When Noelle was born, she aspirated some meconium. The NICU team took her away within minutes of her birth. I had to beg them to let me hold her for about 30 seconds before they took her away. The first time I really met her, she was hooked up to machines in the NICU. It wasn’t an ideal way to start our bonding experience, and I felt like we were playing catch-up for the next several days. While she only stayed in the NICU for around 7 hours, I missed out on all those cuddles and first feedings.
With Charlotte and Shiloh, they were placed in my arms within seconds of their birth and not taken away for many hours. That is the way it is supposed to be. We bonded. We snuggled. We figured out first feedings, and I could stare at their faces uninterrupted as long as I wanted.
My fear is that our baby boy will be born very early, and with that comes a host of potential complications. I worry that he won’t be healthy enough. I worry that he will struggle in his first days of life. My fantasy of holding him when he is seconds old might truly be that — just a fantasy that won’t be able to happen.
And if he comes closer to his due date, will he be huge? Will I need my first C-section? Will there be a delivery complication? Will his blood sugar completely bottom out? Will he end up in the NICU anyway?
As you can see, my mind is on overdrive right now — worrying, wondering, hoping, praying. I know what I should do — take it one day at a time, be positive, and have faith that it will be OK. I go in and out of moments of peace. I know that for now, he is healthy. I know that for now, he is safe. I know that there are so many women who deal with much more complicated situations during pregnancy and babies who have life-threatening conditions.
But fear is fear. Worry is worry. I don’t wish to contend in the “which pregnancy is scarier” competition. Even with a completely normal pregnancy, expectant mothers fear the worst and pray for the best.
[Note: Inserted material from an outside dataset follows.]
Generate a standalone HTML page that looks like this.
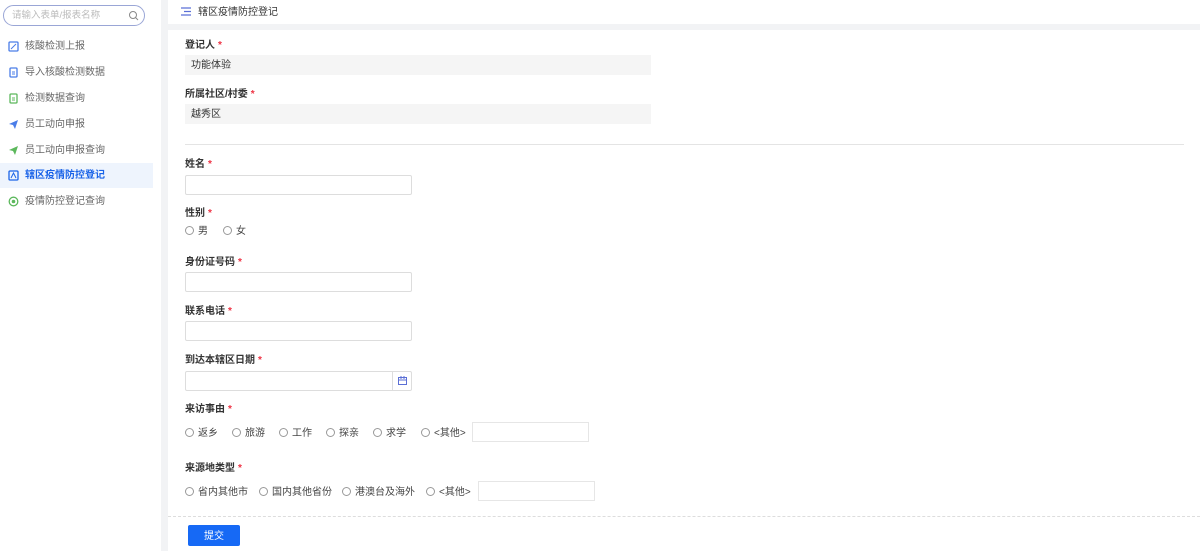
<!DOCTYPE html>
<html><head><meta charset="utf-8"><style>
*{box-sizing:border-box;margin:0;padding:0}
body{width:1200px;height:551px;overflow:hidden;background:#f2f3f5;font-family:"Liberation Sans","Noto Sans CJK SC",sans-serif;font-size:10px;line-height:17px;color:#333;position:relative}
.side{position:absolute;left:0;top:0;width:161px;height:551px;background:#fff}
.search{position:absolute;left:3px;top:5px;width:142px;height:21px;border:1px solid #9aa6d6;border-radius:11px;color:#bbb;font-size:9.5px;padding:1px 0 0 8px}
.search svg{position:absolute;right:5px;top:4px}
.mi{position:absolute;left:0;width:153px;height:25px;padding:4px 0 0 25px;color:#666;font-size:10px}
.mi.act{background:#eef4fd;color:#1b64e8;font-weight:bold}
.mi svg{position:absolute;left:8px;top:7px}
.head{position:absolute;left:168px;top:0;width:1032px;height:24px;background:#fff;font-size:10px;color:#333;padding:4px 0 0 30px}
.main{position:absolute;left:168px;top:30px;width:1032px;height:521px;background:#fff}
.lbl{position:absolute;left:17px;font-size:10px;font-weight:bold;color:#333}
.lbl i{color:#e34;font-style:normal;margin-left:3px}
.ro{position:absolute;left:17px;width:466px;height:20px;background:#f5f5f5;padding:2px 0 0 6px;font-size:10px}
.in{position:absolute;left:17px;width:227px;height:20px;border:1px solid #ddd;border-radius:2px}
.rad{position:absolute;font-size:10px;color:#444}
.rad b{display:inline-block;width:9px;height:9px;border:1px solid #999;border-radius:50%;vertical-align:-1px;margin-right:4px}
.sm{position:absolute;width:117px;height:20px;border:1px solid #e6e6e6}
.btn{position:absolute;left:20px;top:495px;width:52px;height:21px;background:#1669f5;color:#fff;border-radius:2px;text-align:center;padding-top:3px;font-size:10px}
</style></head><body>
<div class="side">
<div class="search">请输入表单/报表名称<svg width="11" height="11" viewBox="0 0 11 11"><circle cx="5" cy="5" r="3.5" stroke="#888" fill="none"/><path d="M7.5 7.5L10 10" stroke="#888"/></svg></div>
<div class="mi" style="top:34px"><svg width="11" height="11"><rect x="1" y="1" width="9" height="9" rx="1" fill="none" stroke="#4a7de8" stroke-width="1.3"/><path d="M3 8L8 3" stroke="#4a7de8"/></svg>核酸检测上报</div>
<div class="mi" style="top:60px"><svg width="11" height="11"><rect x="2" y="1" width="7" height="9" rx="1" fill="none" stroke="#4a7de8" stroke-width="1.3"/><path d="M4 5h3M4 7h3" stroke="#4a7de8"/></svg>导入核酸检测数据</div>
<div class="mi" style="top:86px"><svg width="11" height="11"><rect x="2" y="1" width="7" height="9" rx="1" fill="none" stroke="#5cb85c" stroke-width="1.3"/><path d="M4 5h3M4 7h3" stroke="#5cb85c"/></svg>检测数据查询</div>
<div class="mi" style="top:112px"><svg width="11" height="11"><path d="M1 5L10 1L7 10L5 6Z" fill="#4a7de8"/></svg>员工动向申报</div>
<div class="mi" style="top:138px"><svg width="11" height="11"><path d="M1 5L10 1L7 10L5 6Z" fill="#5cb85c"/></svg>员工动向申报查询</div>
<div class="mi act" style="top:163px"><svg width="11" height="11"><rect x="1" y="1" width="9" height="9" rx="1" fill="none" stroke="#1b64e8" stroke-width="1.3"/><path d="M3 8L5.5 3L8 8" stroke="#1b64e8" fill="none"/></svg>辖区疫情防控登记</div>
<div class="mi" style="top:189px"><svg width="11" height="11"><circle cx="5.5" cy="5.5" r="4.3" fill="none" stroke="#5cb85c" stroke-width="1.3"/><circle cx="5.5" cy="5.5" r="1.8" fill="#5cb85c"/></svg>疫情防控登记查询</div>
</div>
<div class="head"><svg style="position:absolute;left:13px;top:7px" width="10" height="9"><path d="M0 1h10M3 4.5h7M0 8h10" stroke="#5b6fd6" stroke-width="1.2"/></svg>辖区疫情防控登记</div>
<div class="main">
<div class="lbl" style="top:7px">登记人<i>*</i></div>
<div class="ro" style="top:25px">功能体验</div>
<div class="lbl" style="top:56px">所属社区/村委<i>*</i></div>
<div class="ro" style="top:74px">越秀区</div>
<div style="position:absolute;left:17px;top:114px;width:999px;border-top:1px solid #e4e4e4"></div>
<div class="lbl" style="top:126px">姓名<i>*</i></div>
<div class="in" style="top:145px"></div>
<div class="lbl" style="top:175px">性别<i>*</i></div>
<div class="rad" style="left:17px;top:193px"><b></b>男</div>
<div class="rad" style="left:55px;top:193px"><b></b>女</div>
<div class="lbl" style="top:224px">身份证号码<i>*</i></div>
<div class="in" style="top:242px"></div>
<div class="lbl" style="top:273px">联系电话<i>*</i></div>
<div class="in" style="top:291px"></div>
<div class="lbl" style="top:322px">到达本辖区日期<i>*</i></div>
<div class="in" style="top:341px"><div style="position:absolute;right:0;top:0;width:19px;height:18px;border-left:1px solid #ddd"><svg style="position:absolute;left:5px;top:4px" width="9" height="9"><rect x="0.5" y="1.5" width="8" height="7" fill="none" stroke="#5b6fd6"/><path d="M0.5 4h8M3 0v3M6 0v3" stroke="#5b6fd6"/></svg></div></div>
<div class="lbl" style="top:371px">来访事由<i>*</i></div>
<div class="rad" style="left:17px;top:395px"><b></b>返乡</div>
<div class="rad" style="left:64px;top:395px"><b></b>旅游</div>
<div class="rad" style="left:111px;top:395px"><b></b>工作</div>
<div class="rad" style="left:158px;top:395px"><b></b>探亲</div>
<div class="rad" style="left:205px;top:395px"><b></b>求学</div>
<div class="rad" style="left:253px;top:395px"><b></b>&lt;其他&gt;</div>
<div class="sm" style="left:304px;top:392px"></div>
<div class="lbl" style="top:430px">来源地类型<i>*</i></div>
<div class="rad" style="left:17px;top:454px"><b></b>省内其他市</div>
<div class="rad" style="left:91px;top:454px"><b></b>国内其他省份</div>
<div class="rad" style="left:174px;top:454px"><b></b>港澳台及海外</div>
<div class="rad" style="left:258px;top:454px"><b></b>&lt;其他&gt;</div>
<div class="sm" style="left:310px;top:451px"></div>
<div style="position:absolute;left:0;top:486px;width:1032px;border-top:1px dashed #ddd"></div>
<div class="btn">提交</div>
</div>
</body></html>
The onset of issues in this pregnancy only heightens anxiety and crowds my thoughts.
So what now? I do believe in setting a goal, writing it down, making it a living, breathing thing. So, on my mirror, I wrote these words:
I will carry this baby to 37 weeks. I will do what it takes, no matter how bad it sucks.
I am thankful for my husband who listens to my endless complaining (if you thought this post was whiny…can you imagine what he hears?). I am thankful for all the doctors, nurses, medical staff, and physical therapists who are helping to keep us healthy. I am thankful for the opportunity to carry this little guy, knowing the pain of losing two pregnancies and the gift that children are to this world.
I am thankful. But I am worried. And that’s OK.